Norm is weakly lower semicontinuous

Solution 1:

One can show that for a given real-valued function $f$ the equivalence $$f \, \text{convex, lower semicontinuous} \, \Leftrightarrow \, f \, \text{convex, weakly lower semicontinuous}$$

holds. Since the norm $f(x) := \|x\|$ is convex and continuous (by the triangle inequality), the claim follows.

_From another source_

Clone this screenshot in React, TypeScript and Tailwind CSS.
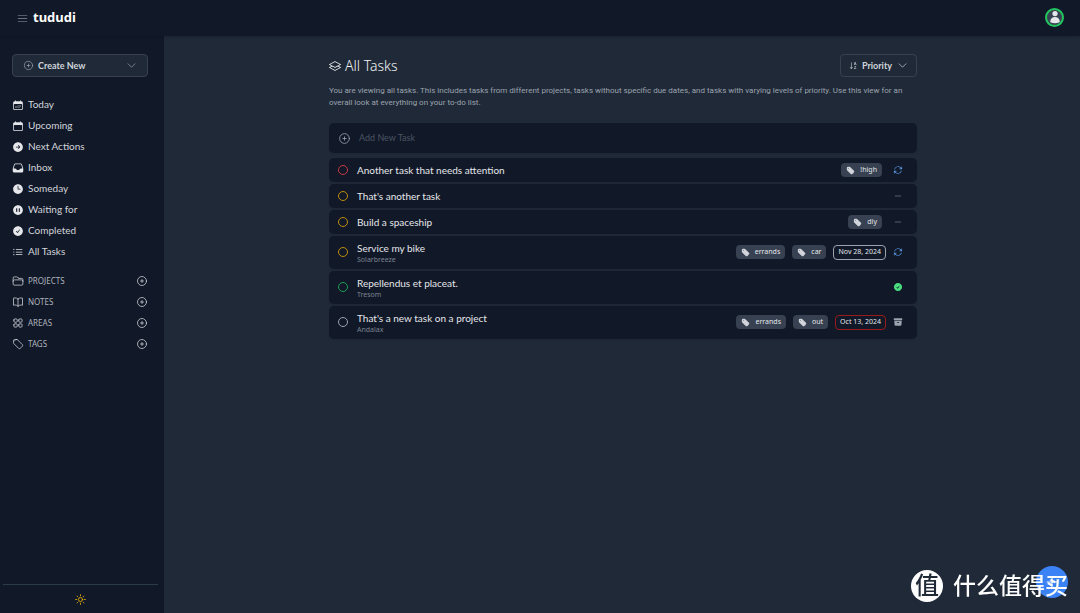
import type { ReactNode } from 'react';
import { BsLayers, BsSortAlphaDown } from 'react-icons/bs';
import {
  HiArchiveBox,
  HiArrowPath,
  HiArrowRightCircle,
  HiBars3,
  HiCalendar,
  HiCalendarDays,
  HiCheckCircle,
  HiClock,
  HiInbox,
  HiListBullet,
  HiMinus,
  HiOutlineBookOpen,
  HiOutlineChevronDown,
  HiOutlineFolder,
  HiOutlinePlusCircle,
  HiOutlineSquares2X2,
  HiOutlineSun,
  HiOutlineTag,
  HiPauseCircle,
  HiPlus,
  HiTag,
  HiUser,
} from 'react-icons/hi2';

const views = [
  { label: 'Today', Icon: HiCalendarDays },
  { label: 'Upcoming', Icon: HiCalendar },
  { label: 'Next Actions', Icon: HiArrowRightCircle },
  { label: 'Inbox', Icon: HiInbox },
  { label: 'Someday', Icon: HiClock },
  { label: 'Waiting for', Icon: HiPauseCircle },
  { label: 'Completed', Icon: HiCheckCircle },
  { label: 'All Tasks', Icon: HiListBullet },
];

const sections = [
  { label: 'PROJECTS', Icon: HiOutlineFolder },
  { label: 'NOTES', Icon: HiOutlineBookOpen },
  { label: 'AREAS', Icon: HiOutlineSquares2X2 },
  { label: 'TAGS', Icon: HiOutlineTag },
];

type Task = {
  title: string;
  project?: string;
  ring: string;
  tags: string[];
  due?: string;
  overdue?: boolean;
  status: ReactNode;
};

const progress = <HiArrowPath className="size-[10px] text-[#60a5fa]" />;
const idle = <HiMinus className="size-[10px] text-[#9ca3af]" />;

const tasks: Task[] = [
  { title: 'Another task that needs attention', ring: 'border-[#c53b43]', tags: ['!high'], status: progress },
  { title: "That's another task", ring: 'border-[#bd8d10]', tags: [], status: idle },
  { title: 'Build a spaceship', ring: 'border-[#bd8d10]', tags: ['diy'], status: idle },
  {
    title: 'Service my bike',
    project: 'Solarbreeze',
    ring: 'border-[#bd8d10]',
    tags: ['errands', 'car'],
    due: 'Nov 28, 2024',
    status: progress,
  },
  {
    title: 'Repellendus et placeat.',
    project: 'Tresom',
    ring: 'border-[#1f9d55]',
    tags: [],
    status: <HiCheckCircle className="size-[10px] text-[#4ade80]" />,
  },
  {
    title: "That's a new task on a project",
    project: 'Andalax',
    ring: 'border-[#9ca3af]',
    tags: ['errands', 'out'],
    due: 'Oct 13, 2024',
    overdue: true,
    status: <HiArchiveBox className="size-[10px] text-[#9ca3af]" />,
  },
];

function Header() {
  return (
    <header className="relative z-10 flex h-9 shrink-0 items-center bg-[#111827] px-4 shadow-sm">
      <button type="button" aria-label="Toggle sidebar" className="text-[#6b7280]">
        <HiBars3 className="size-[13px]" />
      </button>
      <a href="#" className="ml-1 pb-[2px] text-[13px] leading-5 font-bold text-white">
        tududi
      </a>
      <button
        type="button"
        aria-label="Account"
        className="mb-[2px] ml-auto flex size-[19px] items-center justify-center overflow-hidden rounded-full border-2 border-[#22c55e] bg-[#374151] text-[#e5e7eb]"
      >
        <HiUser className="size-[14px]" />
      </button>
    </header>
  );
}

function Sidebar() {
  return (
    <aside className="flex w-[164px] shrink-0 flex-col bg-[#111827] pt-[18px] text-[#d1d5db]">
      <div className="px-3 pr-4">
        <button
          type="button"
          className="flex h-[23px] w-full items-center rounded-[4px] border border-[#374151] bg-[#1f2937] px-[10px] font-[Lato,sans-serif] text-[9px] font-bold text-[#d1d5db]"
        >
          <HiOutlinePlusCircle className="size-[11px] text-[#9ca3af]" />
          <span className="ml-1">Create New</span>
          <HiOutlineChevronDown className="ml-auto size-[11px] text-[#9ca3af]" />
        </button>
      </div>
      <nav className="mt-[17px] px-3 pr-4">
        <ul>
          {views.map(({ label, Icon }) => (
            <li key={label}>
              <a href="#" className="flex h-[21px] items-center gap-1 font-[Lato,sans-serif] text-[10px]">
                <Icon className="size-3 text-[#e5e7eb]" />
                {label}
              </a>
            </li>
          ))}
        </ul>
        <ul className="mt-2">
          {sections.map(({ label, Icon }) => (
            <li key={label} className="flex h-[21px] items-center text-[8px]">
              <a href="#" className="flex items-center gap-1">
                <Icon className="size-3" />
                <span className="text-[#b0b5be]">{label}</span>
              </a>
              <button type="button" aria-label={`Add to ${label}`} className="ml-auto">
                <HiOutlinePlusCircle className="size-3" />
              </button>
            </li>
          ))}
        </ul>
      </nav>
      <div className="mx-[3px] mr-[6px] mt-auto flex h-[29px] items-center justify-center border-t border-[#2c3b4b]">
        <button type="button" aria-label="Toggle theme" className="text-[#eab308]">
          <HiOutlineSun className="size-[13px]" />
        </button>
      </div>
    </aside>
  );
}

function TaskRow({ task }: { task: Task }) {
  return (
    <li
      className={`flex items-center rounded-[5px] bg-[#111827] pr-[14px] pl-[9px] shadow-xs ${task.project ? 'h-[33px] pb-[1px]' : 'h-6'}`}
    >
      <button type="button" aria-label={`Complete ${task.title}`} className={`size-[10px] rounded-full border ${task.ring}`} />
      <div className="ml-[9px]">
        <div className="font-[Lato,sans-serif] text-[10px] leading-[14px] text-[#e5e7eb]">{task.title}</div>
        {task.project && <div className="text-[7px] leading-[9px] text-[#7b8391]">{task.project}</div>}
      </div>
      <div className="ml-auto flex items-center gap-[7px]">
        <div className={`flex gap-[7px] ${task.due ? '' : 'mr-1'}`}>
          {task.tags.map((tag) => (
            <button
              key={tag}
              type="button"
              className="flex h-[14px] items-center gap-[5px] rounded-[4px] bg-[#374151] px-[5px] text-[7px] text-[#e5e7eb]"
            >
              <HiTag className="size-[9px] text-[#d1d5db]" />
              {tag}
            </button>
          ))}
        </div>
        {task.due && (
          <span
            className={`flex h-[15px] items-center rounded-[4px] border px-1 text-[7px] text-[#e5e7eb] ${task.overdue ? 'border-[#991b1b]' : 'border-[#9ca3af]'}`}
          >
            {task.due}
          </span>
        )}
        {task.status}
      </div>
    </li>
  );
}

function FloatingBrand() {
  return (
    <div className="fixed right-3 bottom-[10px] flex items-center gap-[10px] text-white">
      <button
        type="button"
        aria-label="New task"
        className="absolute -top-[2px] right-0 flex size-8 items-center justify-center rounded-full bg-[#3b82f6]"
      >
        <HiPlus className="size-4" />
      </button>
      <span className="relative flex size-8 items-center justify-center rounded-full bg-white font-['Noto_Sans_CJK_SC',sans-serif] text-[24px] leading-8 font-medium text-[#1f2937]">
        <span className="pb-1">值</span>
      </span>
      <span className="relative pb-[3px] font-['Noto_Sans_CJK_SC',sans-serif] text-[23px] leading-8 font-medium">
        什么值得买
      </span>
    </div>
  );
}

export default function App() {
  return (
    <div className="flex min-h-screen flex-col bg-[#1f2937] font-['Noto_Sans',sans-serif]">
      <Header />
      <div className="flex grow">
        <Sidebar />
        <main className="flex grow justify-center pt-[18px] pr-4 pl-[18px]">
          <div className="w-full max-w-[588px]">
            <div className="flex items-center justify-between">
              <h1 className="flex items-center gap-1 text-[14px] leading-5 font-light text-[#f3f4f6]">
                <BsLayers className="size-3" />
                All Tasks
              </h1>
              <button
                type="button"
                className="flex h-[23px] items-center rounded-[4px] border border-[#374151] px-2 font-[Lato,sans-serif] text-[9px] font-bold text-[#d1d5db]"
              >
                <BsSortAlphaDown className="size-[9px]" />
                <span className="ml-1">Priority</span>
                <HiOutlineChevronDown className="ml-[5px] size-[11px]" />
              </button>
            </div>
            <p className="mt-2 font-[Roboto,sans-serif] text-[8px] leading-3 text-[#9ca3af]">
              You are viewing all tasks. This includes tasks from different projects, tasks without specific due dates, and
              tasks with varying levels of priority. Use this view for an overall look at everything on your to-do list.
            </p>
            <label className="mt-[14px] flex h-[30px] items-center rounded-[5px] bg-[#111827] px-[9px] shadow-xs">
              <HiOutlinePlusCircle className="size-[13px] text-[#9ca3af]" />
              <input
                type="text"
                aria-label="Add New Task"
                placeholder="Add New Task"
                className="ml-2 grow bg-transparent font-[Lato,sans-serif] text-[9px] text-[#e5e7eb] outline-none placeholder:text-[#4b5563]"
              />
            </label>
            <ul className="mt-[5px] flex flex-col gap-[2px]">
              {tasks.map((task) => (
                <TaskRow key={task.title} task={task} />
              ))}
            </ul>
          </div>
        </main>
      </div>
      <FloatingBrand />
    </div>
  );
}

Moreover, for any topology $\mathcal{S}$ finer as the weak topology $\mathcal{T}$, $\mathcal{T}$-lower semicontinuity implies $\mathcal{S}$-lower semicontinuity right from the definition: Let $(x_n)_n$ a sequence such that $x_n \to x$ in $(X,\mathcal{S})$, then $x_n \to x$ in $(X,\mathcal{T})$ since $\mathcal{T} \subseteq \mathcal{S}$. Consequently, by the $\mathcal{T}$-lower semicontinuity $$f(x) \leq \liminf_{n \to \infty} f(x_n).$$

Solution 2:

Here's a direct argument. Let $X$ be a normed space. We want to show that, for any $\lambda \geq 0$, the set $\{ x \in X : \|x\| \leq \lambda\}$ is weakly closed. Let $x_i$ be a net in this set converging weakly to $x \in X$. By Hahn-Banach, there is a $\varphi \in X^*$ with $\|\varphi\| = 1$ such that $\varphi(x) = \|x\|$. By weak convergence, $$\|x\| = \varphi(x) =\lim_i \varphi(x_i) = \lim_i |\varphi(x_i)| \leq \sup_i \|x_i\| \leq \lambda$$ so the claim holds.

Solution 3:

Let X be a normed space. We want to show that, for any λ≥0, the set {x∈X:∥x∥≤λ} is weakly closed.Firstly,the set {x∈X:∥x∥≤λ} is convex. Secondly, {x∈X:∥x∥≤λ} is closed in the norm topology.Hence,the result follows from the fact that a convex set's closure is the closure in the weak topology.